Malidoma Some, an initiated elder and teacher from Burkina Faso who shares indigenous African wisdom to Western cultures, tells us that the ancestors are still with us and ready to serve as our allies in this world.  He describes them as just waiting to be called on and only too eager to be given assignments.

There are many ways to seek their help.  Ask for something specific  – help with a project or new pursuit, a difficult conversation we need to have or a behavioral pattern that we want to break.  We can also ask for help with a quality they were known for that we desire more of – courage, patience, flexibility. Whatever area you want to strengthen or expand, look for an ally to help.

I have a trio I call on for creative projects:  John O’Donohue for the beauty and soulfulness of his language, Molly Ivins for her spunk and straight shooting style and Frida Kahlo for her colorful and piercingly personal artistry.

Who are the ancestors who are most meaningful to you? What do you appreciate and honor about them?  What would you like their help with?

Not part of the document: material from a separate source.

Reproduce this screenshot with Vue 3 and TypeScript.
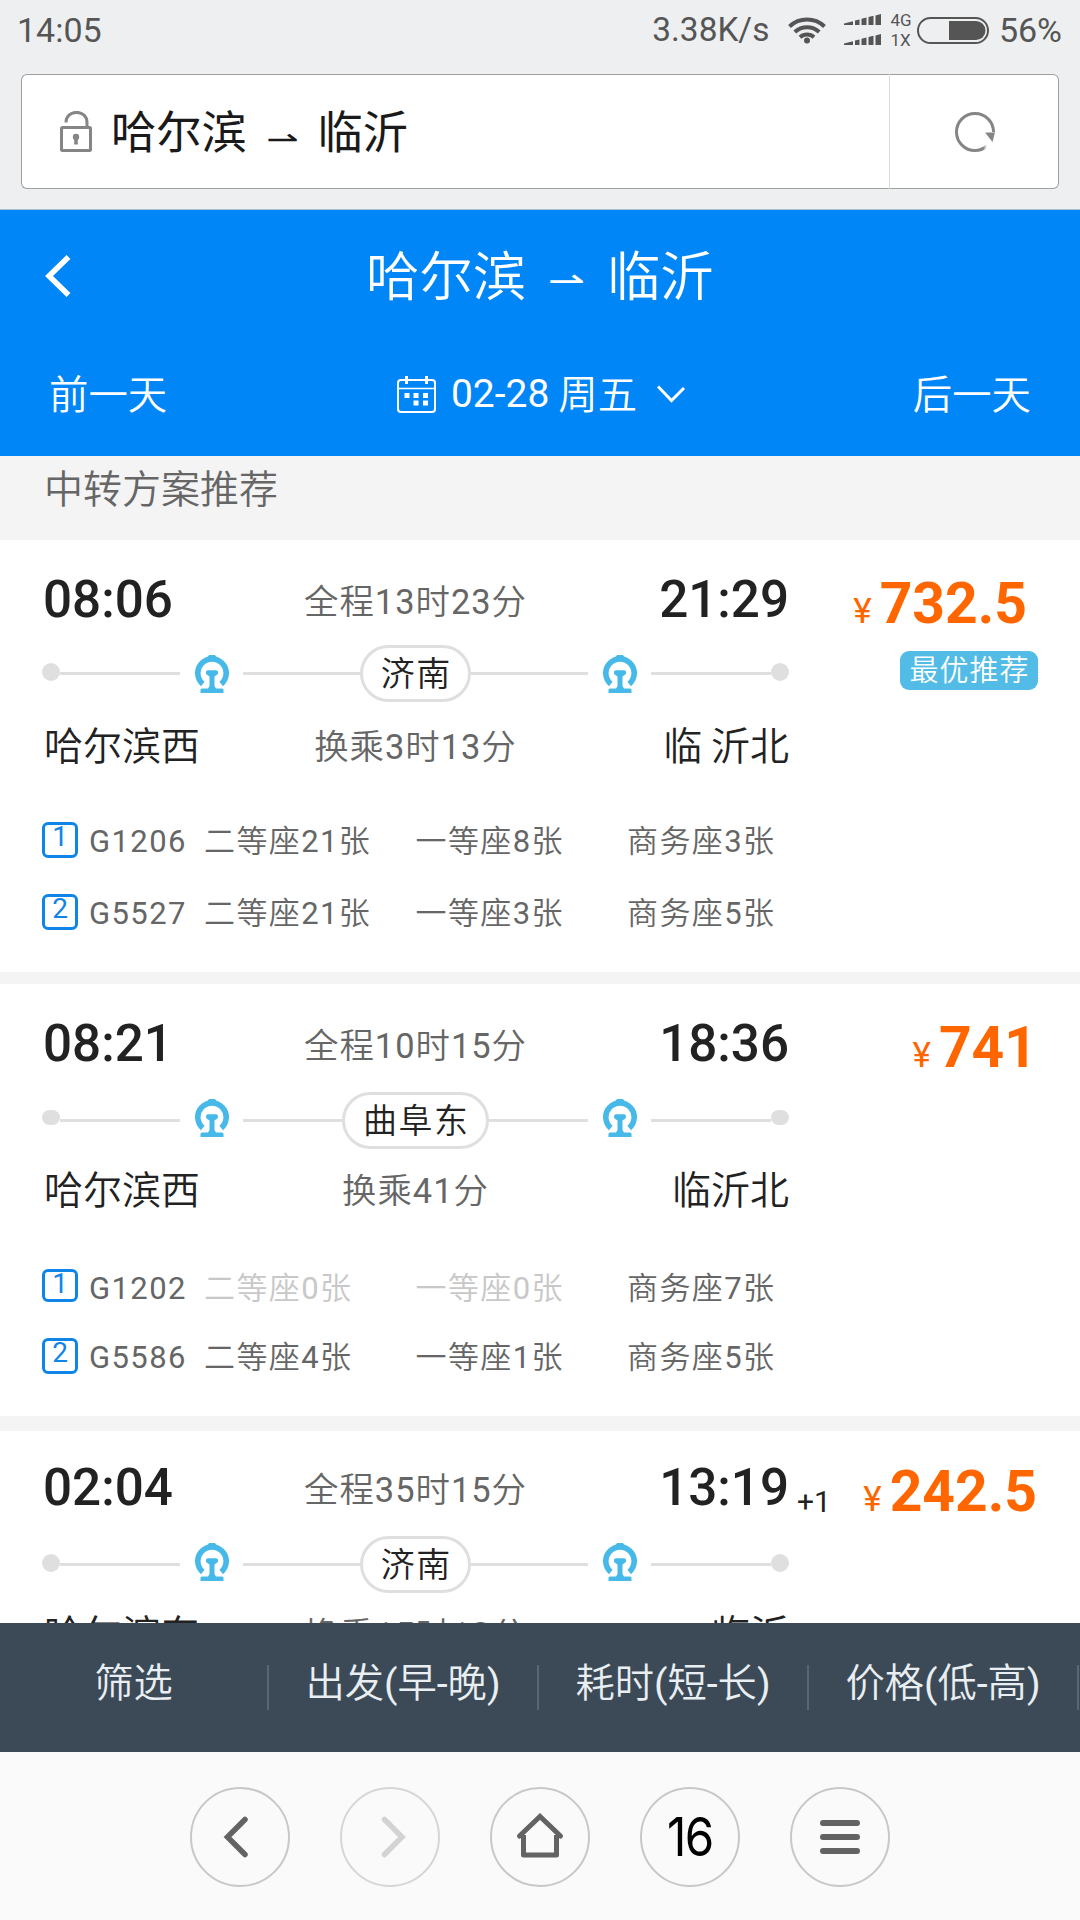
<script setup lang="ts">
interface Seat {
  label: string
  count: number
}

interface Leg {
  code: string
  seats: Seat[]
}

interface Plan {
  id: string
  depart: string
  arrive: string
  dayOffset?: string
  total: string
  via: string
  transfer: string
  from: string
  to: string
  price: string
  tag?: string
  legs: Leg[]
}

const seats = (second: number, first: number, business: number): Seat[] => [
  { label: '二等座', count: second },
  { label: '一等座', count: first },
  { label: '商务座', count: business },
]

const plans: Plan[] = [
  {
    id: 'p1',
    depart: '08:06',
    arrive: '21:29',
    total: '全程13时23分',
    via: '济南',
    transfer: '换乘3时13分',
    from: '哈尔滨西',
    to: '临 沂北',
    price: '732.5',
    tag: '最优推荐',
    legs: [
      { code: 'G1206', seats: seats(21, 8, 3) },
      { code: 'G5527', seats: seats(21, 3, 5) },
    ],
  },
  {
    id: 'p2',
    depart: '08:21',
    arrive: '18:36',
    total: '全程10时15分',
    via: '曲阜东',
    transfer: '换乘41分',
    from: '哈尔滨西',
    to: '临沂北',
    price: '741',
    legs: [
      { code: 'G1202', seats: seats(0, 0, 7) },
      { code: 'G5586', seats: seats(4, 1, 5) },
    ],
  },
  {
    id: 'p3',
    depart: '02:04',
    arrive: '13:19',
    dayOffset: '+1',
    total: '全程35时15分',
    via: '济南',
    transfer: '换乘15时13分',
    from: '哈尔滨东',
    to: '临沂',
    price: '242.5',
    legs: [],
  },
]

const filters = ['筛选', '出发(早-晚)', '耗时(短-长)', '价格(低-高)']
</script>

<template>
  <div class="screen">
    <div class="status">
      <span class="clock">14:05</span>
      <span class="speed">3.38K/s</span>
      <svg class="wifi" width="38" height="28" viewBox="0 0 38 28" fill="none" stroke="#555" stroke-width="4">
        <path d="M1.5 10.5a25.500 25.500 0 0 1 35 0" />
        <path d="M6.800 16a18 18 0 0 1 24.400 0" />
        <path d="M12 21.200a10.500 10.500 0 0 1 14 0" />
        <circle cx="19" cy="24.500" r="3" fill="#555" stroke="none" />
      </svg>
      <svg class="signal" width="38" height="32" viewBox="0 0 38 32" fill="#555">
        <path d="M0 11v-1.500l9-2.200V11zM11 11V6.500l4.500-1V11zM17.500 11V4.800l5-1.300V11zM24.500 11V3l5-1.200V11zM31.500 11V1.400L37 0v11z" />
        <path d="M0 31v-1.500l9-2.200V31zM11 31v-4.500l4.500-1V31zM17.500 31v-6.200l5-1.300V31zM24.500 31v-8l5-1.200V31zM31.500 31v-9.600L37 20v11z" />
      </svg>
      <span class="net"><span>4G</span><span>1X</span></span>
      <svg class="battery" width="72" height="27" viewBox="0 0 72 27">
        <rect x="1" y="1" width="70" height="25" rx="12.500" fill="none" stroke="#555" stroke-width="2" />
        <path d="M32 4h27a9.500 9.500 0 0 1 0 19H32z" fill="#555" />
      </svg>
      <span class="percent">56%</span>
    </div>

    <div class="address">
      <div class="url">
        <svg class="lock" width="32" height="41" viewBox="0 0 32 41" fill="none" stroke="#858585">
          <path d="M6 11.500C6 -2 27 -2 27 11.500V16" stroke-width="3" />
          <rect x="1.500" y="16.500" width="29" height="23" rx="1" stroke-width="3" />
          <circle cx="16" cy="26" r="3.200" fill="#858585" stroke="none" />
          <path d="M16 26v7.500" stroke-width="3.600" />
        </svg>
        <span class="url-text">哈尔滨</span>
        <span class="harpoon dark">⇀</span>
        <span class="url-text">临沂</span>
      </div>
      <div class="reload">
        <svg width="42" height="42" viewBox="0 0 42 42" fill="none">
          <defs>
            <linearGradient id="fade" x1="0" y1="0" x2="1" y2="0">
              <stop offset="0.700" stop-color="#858585" />
              <stop offset="1" stop-color="#858585" stop-opacity="0" />
            </linearGradient>
          </defs>
          <path d="M39.500 21A18.500 18.500 0 1 0 21 39.500" stroke="#858585" stroke-width="3" />
          <path d="M20.500 39.500A18.500 18.500 0 0 0 33 35" stroke="url(#fade)" stroke-width="3" />
          <path d="M31 21.500h10l-2.500 9.500z" fill="#858585" />
        </svg>
      </div>
    </div>

    <header class="header">
      <div class="title-row">
        <svg class="back" width="26" height="42" viewBox="0 0 26 42" fill="none" stroke="#fff" stroke-width="5.500">
          <path d="M23.500 2L4 21l19.500 19" />
        </svg>
        <div class="title">
          <span>哈尔滨</span>
          <span class="harpoon">⇀</span>
          <span>临沂</span>
        </div>
      </div>
      <div class="date-row">
        <span class="cjk">前一天</span>
        <div class="date">
          <svg width="40" height="37" viewBox="0 0 40 37" fill="none" stroke="#fff" stroke-width="2">
            <rect x="1" y="4" width="37" height="32" rx="3" />
            <path d="M1 12.500h37" stroke-width="1.600" />
            <path d="M9.500 0v8M29.500 0v8" stroke-width="3" />
            <path d="M7.500 19.500h5M16.500 19.500h5M26 19.500h5M16.500 27h5M26 27h5" stroke-width="5" />
          </svg>
          <span class="date-num">02-28</span>
          <span class="cjk week">周五</span>
          <svg class="caret" width="28" height="18" viewBox="0 0 28 18" fill="none" stroke="#fff" stroke-width="3">
            <path d="M1 1.500l13.500 14L27 3" />
          </svg>
        </div>
        <span class="cjk">后一天</span>
      </div>
    </header>

    <main class="list">
      <h2 class="section">中转方案推荐</h2>
      <article v-for="plan in plans" :key="plan.id" class="card" :class="plan.id">
        <div class="journey">
          <div class="head">
            <span class="time">{{ plan.depart }}</span>
            <span class="muted">{{ plan.total }}</span>
            <span class="time end">{{ plan.arrive }}</span>
          </div>
          <div class="track">
            <i class="dot" />
            <i class="line edge" />
            <svg class="train" width="34" height="38" viewBox="0 0 34 38" fill="#47b9e9">
              <path d="M7.800 29A14.200 14.200 0 1 1 26.200 29" fill="none" stroke="#47b9e9" stroke-width="5.600" />
              <path d="M14 0h6l3 4H11zM13 15.200h8a2 2 0 0 1 2 2v.800a2 2 0 0 1-1 1.700l-2.500 1.800V31l1.500 2.500H27a1.500 1.500 0 0 1 1.500 1.500V38h-23v-3A1.500 1.500 0 0 1 7 33.500h6l1.500-2.500V21.500L12 19.700a2 2 0 0 1-1-1.700v-.800a2 2 0 0 1 2-2z" />
            </svg>
            <i class="line" />
            <span class="via">{{ plan.via }}</span>
            <i class="line" />
            <svg class="train" width="34" height="38" viewBox="0 0 34 38" fill="#47b9e9">
              <path d="M7.800 29A14.200 14.200 0 1 1 26.200 29" fill="none" stroke="#47b9e9" stroke-width="5.600" />
              <path d="M14 0h6l3 4H11zM13 15.200h8a2 2 0 0 1 2 2v.800a2 2 0 0 1-1 1.700l-2.500 1.800V31l1.500 2.500H27a1.500 1.500 0 0 1 1.500 1.500V38h-23v-3A1.500 1.500 0 0 1 7 33.500h6l1.500-2.500V21.500L12 19.700a2 2 0 0 1-1-1.700v-.800a2 2 0 0 1 2-2z" />
            </svg>
            <i class="line edge" />
            <i class="dot" />
          </div>
          <div class="stations">
            <span class="station">{{ plan.from }}</span>
            <span class="muted">{{ plan.transfer }}</span>
            <span class="station end">{{ plan.to }}</span>
          </div>
          <div class="legs">
            <div v-for="(leg, i) in plan.legs" :key="leg.code" class="leg">
              <span class="badge">{{ i + 1 }}</span>
              <span class="code">{{ leg.code }}</span>
              <span
                v-for="seat in leg.seats"
                :key="seat.label"
                class="seat"
                :class="{ none: seat.count === 0 }"
              >{{ seat.label }}{{ seat.count }}张</span>
            </div>
          </div>
        </div>
        <div class="fare">
          <div class="fare-row">
            <span v-if="plan.dayOffset" class="offset">{{ plan.dayOffset }}</span>
            <span class="price"><span class="yen">¥</span>{{ plan.price }}</span>
          </div>
          <span v-if="plan.tag" class="tag">{{ plan.tag }}</span>
        </div>
      </article>
    </main>

    <div class="filters">
      <div v-for="filter in filters" :key="filter" class="filter">{{ filter }}</div>
    </div>

    <nav class="browser">
      <span class="btn">
        <svg width="50" height="50" viewBox="0 0 50 50" fill="none" stroke="#636363" stroke-width="5.500" stroke-linecap="round">
          <path d="M30 7.500L12.500 25 30 42.500" />
        </svg>
      </span>
      <span class="btn off">
        <svg width="50" height="50" viewBox="0 0 50 50" fill="none" stroke="#d3d3d3" stroke-width="5.500" stroke-linecap="round">
          <path d="M19.500 7.500L37 25 19.500 42.500" />
        </svg>
      </span>
      <span class="btn">
        <svg width="50" height="50" viewBox="0 0 50 50" fill="none" stroke="#636363" stroke-width="5" stroke-linecap="round">
          <path d="M4.500 24L25 4.500 45.500 24" />
          <path d="M8.500 23v20h33V23" stroke-linecap="butt" stroke-linejoin="round" />
        </svg>
      </span>
      <span class="btn tabs"><span class="count">16</span></span>
      <span class="btn">
        <svg width="50" height="50" viewBox="0 0 50 50" stroke="#636363" stroke-width="6" stroke-linecap="round">
          <path d="M8 11h34M8 25h34M8 39h34" />
        </svg>
      </span>
    </nav>
  </div>
</template>

<style>
body {
  margin: 0;
}
</style>

<style scoped>
.screen {
  width: 1080px;
  height: 1920px;
  overflow: hidden;
  display: flex;
  flex-direction: column;
  background: #f4f4f4;
  color: #222;
  font-family: Roboto, "Noto Sans CJK SC DemiLight", "Noto Sans CJK SC", sans-serif;
}

.cjk,
.title,
.section,
.station,
.via,
.tag {
  font-family: "Noto Sans CJK SC", sans-serif;
  font-weight: 350;
}

/* status bar */
.status {
  flex: none;
  display: flex;
  align-items: center;
  height: 60px;
  padding: 0 18px 0 17px;
  background: #eeeff1;
  color: #555;
  font-size: 34px;
  line-height: 60px;
}
.speed {
  margin-left: auto;
  font-size: 33.400px;
}
.wifi {
  margin-left: 19px;
}
.signal {
  margin-left: 18px;
}
.net {
  display: flex;
  flex-direction: column;
  width: 27px;
  margin-left: 8px;
  font-size: 17px;
  line-height: 20px;
}
.battery {
  flex: none;
}
.percent {
  margin-left: 9.500px;
  font-size: 34px;
}

/* address bar */
.address {
  flex: none;
  display: flex;
  height: 150px;
  box-sizing: border-box;
  padding: 14px 21px 20px;
  border-bottom: 1px solid #a9bfd0;
  background: #eeeff1;
}
.url,
.reload {
  box-sizing: border-box;
  border: 1px solid #9fa0a1;
  background: #fff;
}
.url {
  flex: 1;
  display: flex;
  align-items: center;
  padding-left: 38px;
  border-right: 0;
  border-radius: 6px 0 0 6px;
  color: #1a1a1a;
  font-family: "Noto Sans CJK SC", sans-serif;
  font-size: 45.300px;
}
.url-text {
  height: 60px;
  margin-bottom: 5px;
  line-height: 60px;
}
.reload {
  display: flex;
  align-items: center;
  justify-content: center;
  width: 170px;
  padding-left: 2px;
  border-left-color: #dcdcdc;
  border-radius: 0 6px 6px 0;
}
.lock {
  margin-right: 19px;
}
.harpoon {
  font-family: "DejaVu Sans", sans-serif;
  font-weight: 400;
  font-size: 39px;
  line-height: 1;
  transform: scale(1.14, 0.850);
}
.harpoon.dark {
  margin: 14px 21px 0 21px;
  font-size: 34px;
}

/* page header */
.header {
  flex: none;
  height: 246px;
  background: #0086f6;
  color: #fff;
}
.title-row {
  display: flex;
  align-items: center;
  height: 126px;
  padding-left: 45px;
}
.back {
  margin-top: 6px;
}
.title {
  display: flex;
  align-items: center;
  margin-left: 295px;
  font-size: 53.400px;
  line-height: 126px;
}
.title .harpoon {
  margin: 14px 24px 0;
}
.date-row {
  display: flex;
  align-items: center;
  justify-content: space-between;
  height: 116px;
  padding: 0 49px;
  font-size: 39.400px;
  line-height: 60px;
}
.date-row .cjk {
  height: 60px;
  margin-bottom: 4px;
}
.date {
  display: flex;
  align-items: center;
  padding-left: 2px;
}
.date-num {
  margin-left: 14px;
  font-size: 39px;
}
.week {
  margin-left: 9px;
}
.caret {
  margin-left: 20px;
}

/* plan list */
.list {
  flex: none;
  height: 1167px;
  overflow: hidden;
}
.section {
  height: 84px;
  margin: 0;
  padding-left: 44px;
  color: #666;
  font-size: 39px;
  line-height: 60px;
}
.card {
  display: flex;
  height: 432px;
  box-sizing: border-box;
  padding: 34px 0 0 42px;
  margin-bottom: 12px;
  background: #fff;
}
.card.p2 {
  margin-bottom: 15px;
}
.card.p3 {
  padding-top: 31px;
}
.journey {
  flex: none;
  width: 747px;
}
.head,
.stations {
  display: grid;
  grid-template-columns: 1fr auto 1fr;
  align-items: center;
  white-space: nowrap;
}
.head {
  height: 52px;
}
.time {
  padding: 0 0 0 1px;
  font-size: 51.200px;
  font-weight: 500;
  line-height: 52px;
}
.end {
  text-align: right;
}
.muted {
  color: #666;
  font-size: 34.400px;
  letter-spacing: 1px;
  line-height: 48px;
}
.head .muted {
  padding-top: 4px;
}
.track {
  display: flex;
  align-items: center;
  height: 57px;
  margin: 19px 0 21px;
}
.p2 .track,
.p3 .track {
  margin: 22px 0 18px;
}
.dot {
  width: 18px;
  height: 18px;
  margin-bottom: 3px;
  border-radius: 9px;
  background: #dfdfdf;
}
.p2 .dot {
  height: 15px;
  margin-bottom: 6px;
}
.line {
  flex: 1;
  height: 3px;
  background: #dfdfdf;
}
.line.edge {
  flex: none;
  width: 120px;
}
.train {
  margin: 0 14.500px;
}
.p2 .train,
.p3 .train {
  margin-bottom: 5px;
}
.via {
  box-sizing: border-box;
  height: 57px;
  padding: 0 16.500px 0 18px;
  border: 3px solid #dfdfdf;
  border-radius: 29px;
  font-size: 34px;
  letter-spacing: 1.500px;
  line-height: 48px;
}
.stations {
  height: 40px;
}
.station {
  font-size: 39px;
  line-height: 40px;
  padding: 0 0 0 2px;
}
.stations .muted {
  padding-top: 8px;
  line-height: 30px;
}
.legs {
  display: flex;
  flex-direction: column;
  gap: 36px;
  margin-top: 59px;
}
.leg {
  display: flex;
  align-items: center;
  height: 36px;
  color: #666;
  font-size: 31px;
  letter-spacing: 1.400px;
  line-height: 36px;
  white-space: nowrap;
}
.badge {
  flex: none;
  width: 36px;
  height: 36px;
  box-sizing: border-box;
  border: 3px solid #0f85e8;
  border-radius: 6px;
  color: #0f85e8;
  font-size: 28px;
  letter-spacing: 0;
  line-height: 24px;
  text-align: center;
}
.p2 .legs {
  gap: 33px;
  margin-top: 62px;
}
.p2 .leg:first-child .badge {
  height: 33px;
  margin-bottom: 3px;
}
.code,
.seat {
  flex: none;
  padding-top: 4px;
}
.code {
  width: 115px;
  margin-left: 11px;
}
.seat {
  width: 211.500px;
}
.seat.none {
  color: #c8c8c8;
}
.fare {
  flex: 1;
  display: flex;
  flex-direction: column;
  align-items: flex-end;
  padding-right: 42px;
}
.fare-row {
  display: flex;
  width: 100%;
  height: 83px;
}
.offset {
  margin-left: 8px;
  font-size: 30px;
  line-height: 80px;
}
.price {
  margin-left: auto;
  padding-right: 11px;
  color: #ff6600;
  font-size: 57px;
  font-weight: 700;
  line-height: 60px;
}
.p2 .price {
  padding-right: 1px;
}
.p3 .price {
  padding-right: 1px;
}
.yen {
  margin-right: 8px;
  font-size: 35px;
  font-weight: 400;
}
.tag {
  margin-top: -6px;
  height: 39px;
  padding: 0 8.500px 0 9.500px;
  border-radius: 9px;
  background: #52bbe6;
  color: #fff;
  font-size: 29px;
  letter-spacing: 1px;
  line-height: 35px;
}

/* filter bar */
.filters {
  flex: none;
  display: flex;
  height: 129px;
  background: #3b4a56;
  color: #e9eef2;
}
.filter {
  flex: none;
  width: 270px;
  height: 45px;
  box-sizing: border-box;
  margin-top: 42px;
  border-right: 2px solid #586672;
  font-size: 39.300px;
  line-height: 39px;
  text-align: center;
  white-space: nowrap;
}
.filter:first-child {
  width: 269px;
}

/* browser toolbar */
.browser {
  flex: 1;
  display: flex;
  align-items: center;
  justify-content: center;
  gap: 50px;
  padding-top: 2px;
  background: #fafafa;
}
.btn {
  display: flex;
  align-items: center;
  justify-content: center;
  width: 100px;
  height: 100px;
  box-sizing: border-box;
  border: 2px solid #c8c8c8;
  border-radius: 50%;
}
.btn.off {
  border-color: #d6d6d6;
}
.tabs {
  color: #000;
  font-family: Inter, sans-serif;
  font-size: 54px;
}
.count {
  letter-spacing: -2px;
  line-height: 60px;
  transform: scaleX(0.880);
}
</style>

They’re waiting.  All you have to do is ask.

 

PRACTICE

Who are the ancestors who inspire you creatively – either as artists or in how they lived their lives?  Create a visual representation of their spirit, their gifts and what you learned from them.  Give gratitude daily for their love, support and creativity in your life.

Look for events in your area celebrating Dia de los Muertos.  The street processions and altar exhibits are not to be missed.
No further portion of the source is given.